I remember telling a friend of mine, don’t think of it as an on/off switch…think of it more like a dimmer. Sometimes your motivation is a little low, your discipline a little weak, but don’t ever turn off. Accept the mood lighting and move on! Focus on turning up the dial, KEEP GOING.

I will always, always love food. I realized it this weekend when despite having developed incredible self-control, I still managed to go back home and eat the way I did as a kid. It was like I’d never eaten potato chips before, or a brownie…and if I didn’t eat it in that moment, the opportunity would never exist again.
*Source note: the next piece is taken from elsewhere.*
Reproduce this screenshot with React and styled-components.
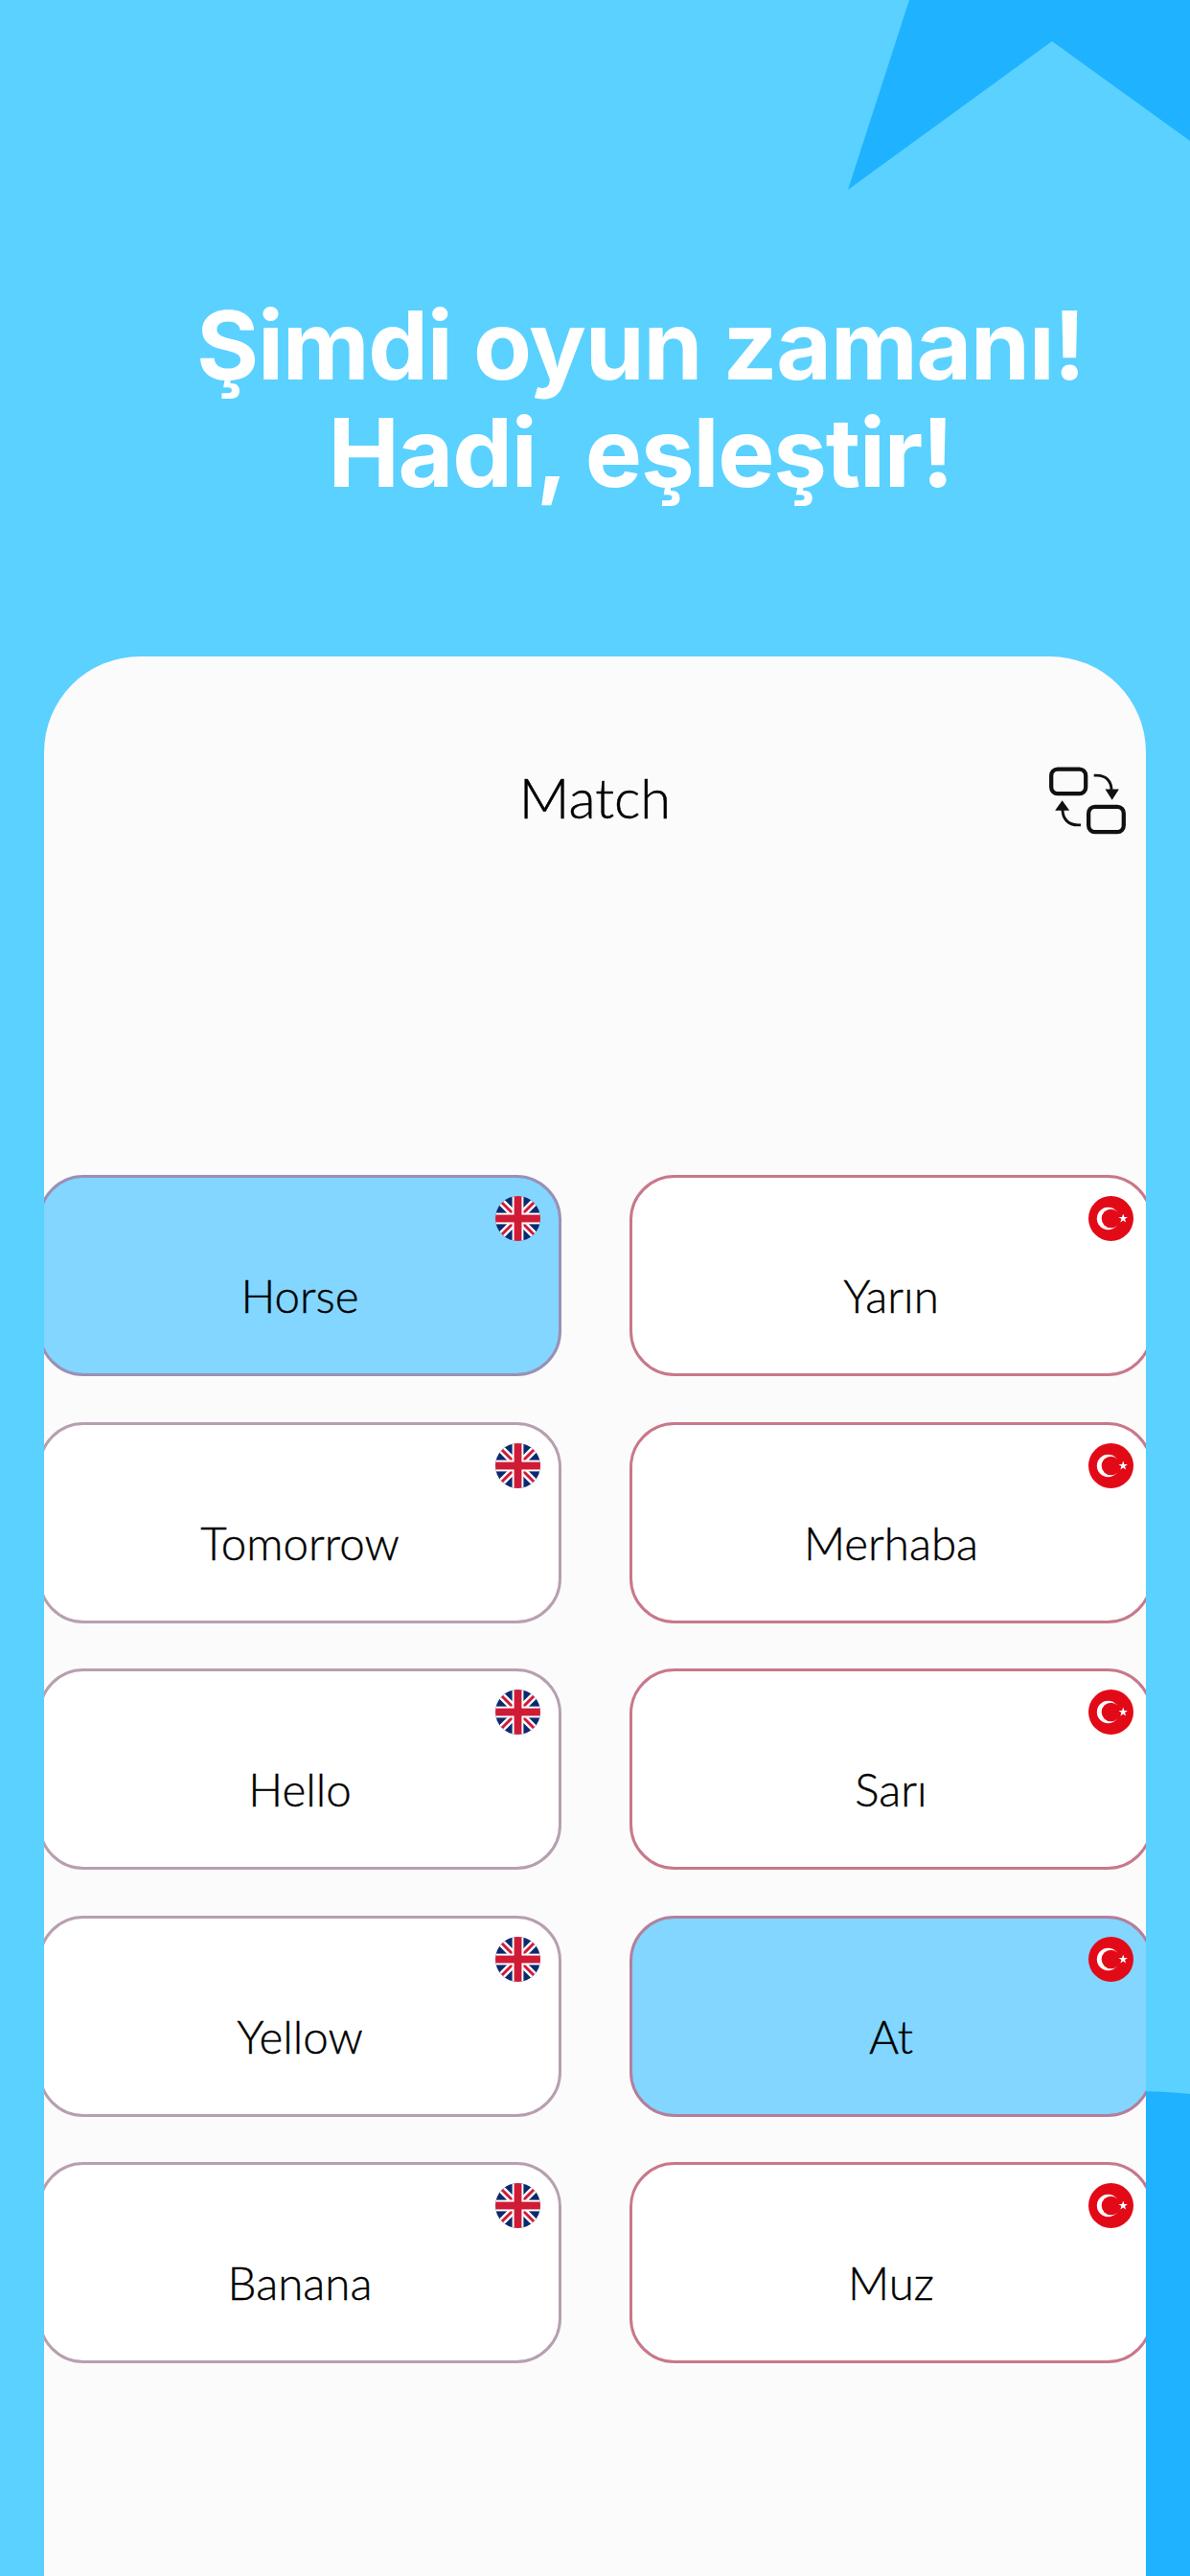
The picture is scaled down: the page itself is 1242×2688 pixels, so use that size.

I wish I wasn’t so excited about food…It’s the most frustrating addiction or hobby or whatever you want to call it.

But while I shoveled brownies and chips and donuts and brats into my mouth, often “caught” by my boyfriend or little sister who would yell, “Lifestyle Fitness by Lindsay!” I realized it was okay because I am a different personBecause I knew this weekend didn’t define me and wasn’t going to trigger me to fall back into my old ways. Because even though I was kind of hungover from 3 vodka sodas, I got in a pretty decent workout Saturday morning. And even though I was exhausted after a weekend of travel and late nights, I ran 4 miles after work Monday and meal prepped for two hours.

“I’ve got goals to hit” is the mantra of this month. No matter what I did or didn’t do, I’m still here. I’m still plugging away. I’m still on track to winning my dietbet, I’m still on track to transforming my body and I’m still on track to living this way for the rest of my life.